Receiving a GST notice does not automatically mean guilt.
However, businesses should take immediate action.
Recommended Steps
Review the notice carefully.
Gather all supporting documents.
Reconcile invoices and tax returns.
Respond within prescribed deadlines.
Consult an experienced tax or legal professional.
Cooperate with lawful investigations.
Ignoring notices can worsen legal exposure and increase penalties.
Preventing GST Fraud Risks
Businesses can significantly reduce risks through strong compliance practices.
Best Practices Include:
Conduct supplier due diligence.
Verify GST registrations regularly.
Maintain accurate records.
Perform periodic internal audits.
Reconcile GST returns consistently.
Train employees on compliance requirements.

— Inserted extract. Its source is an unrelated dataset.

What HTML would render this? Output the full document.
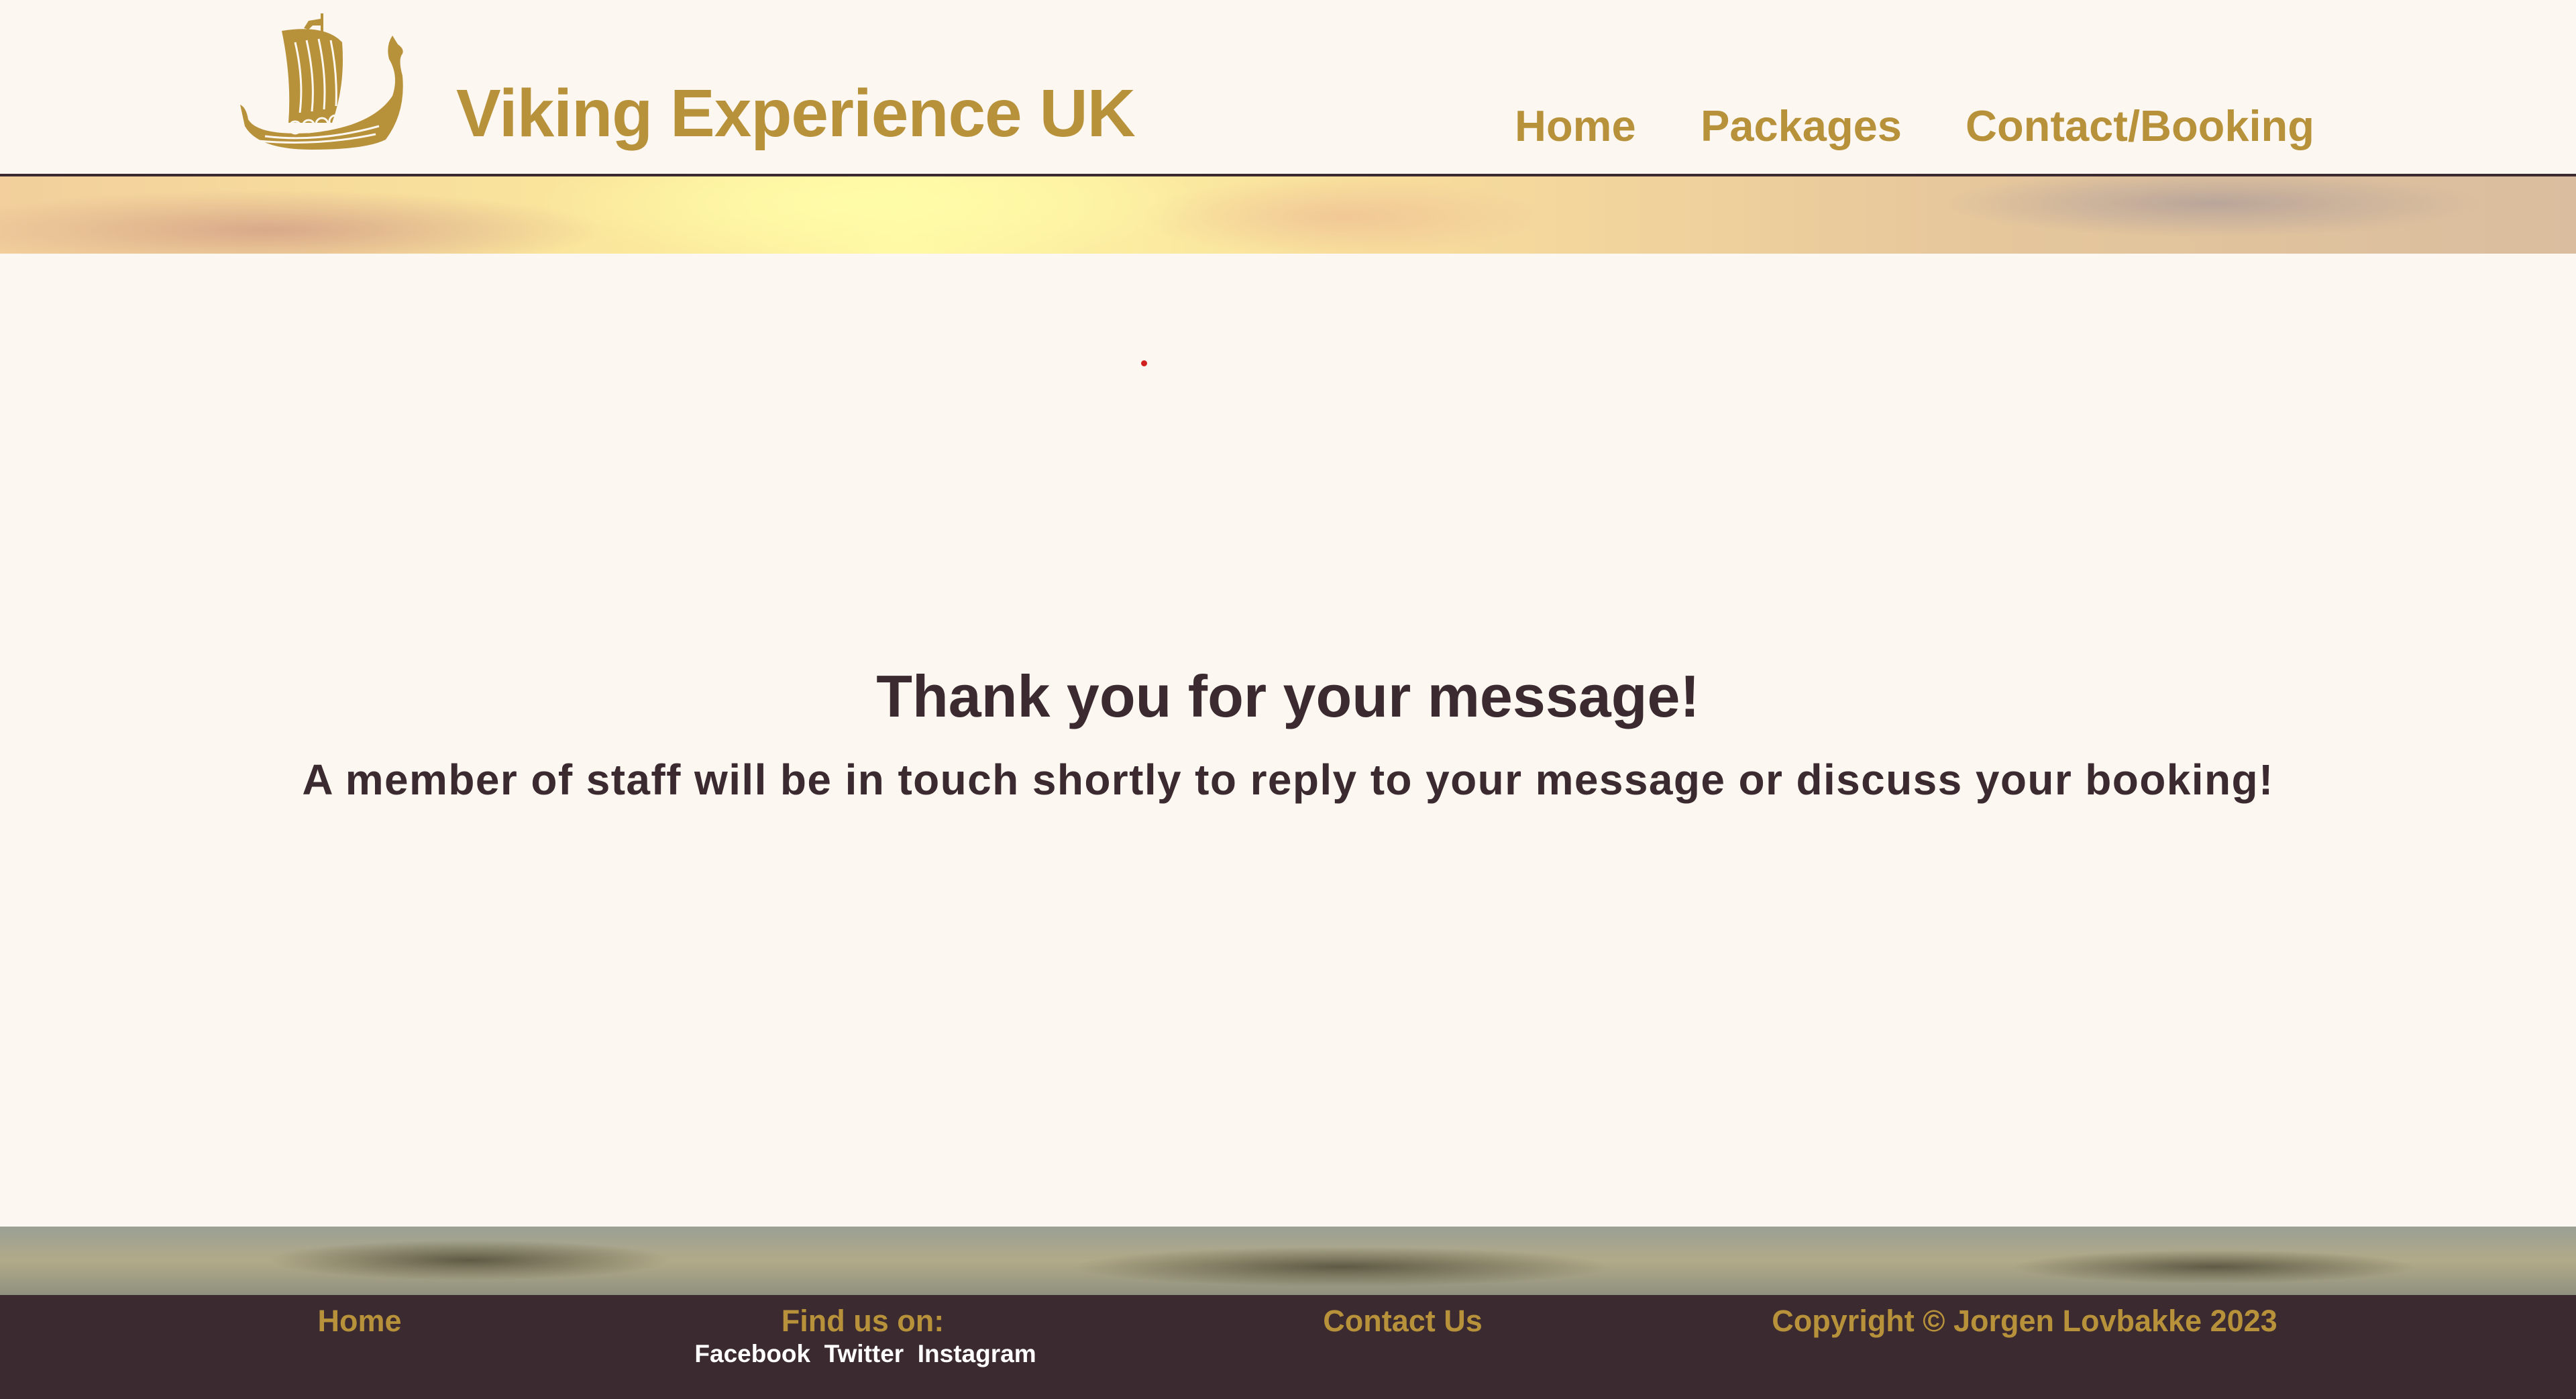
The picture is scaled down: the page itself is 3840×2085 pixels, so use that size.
<!DOCTYPE html>
<html><head><meta charset="utf-8"><style>
*{margin:0;padding:0;box-sizing:border-box}
body{width:3840px;height:2085px;background:#fdf7f1;position:relative;overflow:hidden;font-family:"Liberation Sans",sans-serif}
.a{position:absolute;white-space:nowrap}
.gold{color:#b8923a}
#line{left:0;top:259px;width:3840px;height:4px;background:#3b2b30}
#sky{left:0;top:263px;width:3840px;height:115px;background:
radial-gradient(ellipse 500px 90px at 1300px 40px,#fffca8,transparent),
radial-gradient(ellipse 300px 60px at 2000px 60px,#eab28f88,transparent),
radial-gradient(ellipse 500px 60px at 400px 80px,#d9a98a,transparent),
radial-gradient(ellipse 400px 50px at 3300px 40px,#b9a59a,transparent),
linear-gradient(90deg,#f2cf9c,#fbe89c 25%,#fff8a4 35%,#f7dc9c 55%,#e7c89c 75%,#d9bd9e)}
#water{left:0;top:1828px;width:3840px;height:102px;background:
radial-gradient(ellipse 300px 30px at 700px 50px,#5e5a45,transparent),
radial-gradient(ellipse 400px 30px at 2000px 60px,#5e5a45,transparent),
radial-gradient(ellipse 300px 25px at 3300px 60px,#5e5a45,transparent),
linear-gradient(180deg,#9aa094,#b2aa88 50%,#8f917f)}
#foot{left:0;top:1930px;width:3840px;height:155px;background:#3b2b30}
h1{position:absolute;left:0;width:3840px;text-align:center;top:987px;font-size:88px;color:#3b2b30;font-weight:bold}
h2{position:absolute;left:0;width:3840px;text-align:center;top:1125px;font-size:64px;color:#3b2b30;font-weight:bold;letter-spacing:1.4px}
.nav{font-size:65px;font-weight:bold;top:150px}
.f{font-size:45px;font-weight:bold;top:1943px;transform:translateX(-50%)}
</style></head><body>
<svg class="a" style="left:355px;top:18px" width="280" height="210" viewBox="0 0 280 210">
<g fill="#b8923a">
<path d="M123 2 L127 2 L127 48 L123 48Z"/>
<path d="M123 10 L105 13 L98 24 L105 26 L111 20 L123 20Z"/>
<path d="M65 28 Q130 18 155 45 Q160 110 140 165 L75 165 Q80 100 65 28Z"/>
<path d="M3 138 Q12 142 15 160 Q30 185 110 180 Q200 170 230 125 Q240 95 225 70 Q220 50 230 35 L238 48 Q248 55 245 62 Q238 70 245 95 Q250 150 220 190 Q190 205 110 205 Q30 205 10 170 Z"/>
</g>
<g fill="none" stroke="#fdf7f1" stroke-width="3">
<circle cx="85" cy="172" r="9"/><circle cx="105" cy="170" r="9"/><circle cx="125" cy="167" r="9"/><circle cx="145" cy="163" r="9"/><circle cx="165" cy="158" r="9"/>
<path d="M85 45 Q98 100 92 150 M102 42 Q115 100 110 148 M120 40 Q132 95 128 145 M138 42 Q148 90 146 140"/>
<path d="M40 185 Q120 195 210 170 M30 192 Q120 200 205 182"/>
</g>
</svg>
<div class="a gold" style="left:680px;top:112px;font-size:100px;font-weight:bold;letter-spacing:-1px">Viking Experience UK</div>
<div class="a gold nav" style="left:2258px">Home</div>
<div class="a gold nav" style="left:2535px">Packages</div>
<div class="a gold nav" style="left:2930px">Contact/Booking</div>
<div class="a" id="line"></div>
<div class="a" id="sky"></div>
<div class="a" style="left:1701px;top:537px;width:9px;height:9px;border-radius:50%;background:#d02020"></div>
<h1>Thank you for your message!</h1>
<h2>A member of staff will be in touch shortly to reply to your message or discuss your booking!</h2>
<div class="a" id="water"></div>
<div class="a" id="foot"></div>
<div class="a gold f" style="left:536px">Home</div>
<div class="a gold f" style="left:1286px">Find us on:</div>
<div class="a f" style="left:1290px;top:1997px;font-size:37px;color:#fff">Facebook&nbsp; Twitter&nbsp; Instagram</div>
<div class="a gold f" style="left:2091px">Contact Us</div>
<div class="a gold f" style="left:3018px">Copyright © Jorgen Lovbakke 2023</div>
</body></html>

Monitor unusual financial transactions.
A proactive compliance strategy is often the best defense against regulatory action.
Conclusion
GST fraud cases have become a major focus area for tax authorities in India. With increasing digital surveillance, data analytics, and inter agency cooperation, fraudulent GST activities are more likely to be detected than ever before.
Businesses must understand the legal consequences of fake invoicing, fraudulent Input Tax Credit claims, underreporting sales, and other GST violations. The penalties can include substantial fines, cancellation of GST registration, criminal prosecution, and even imprisonment.
By maintaining robust compliance systems, conducting regular audits, and responding promptly to regulatory notices, businesses can minimize legal risks and operate confidently within India's GST framework.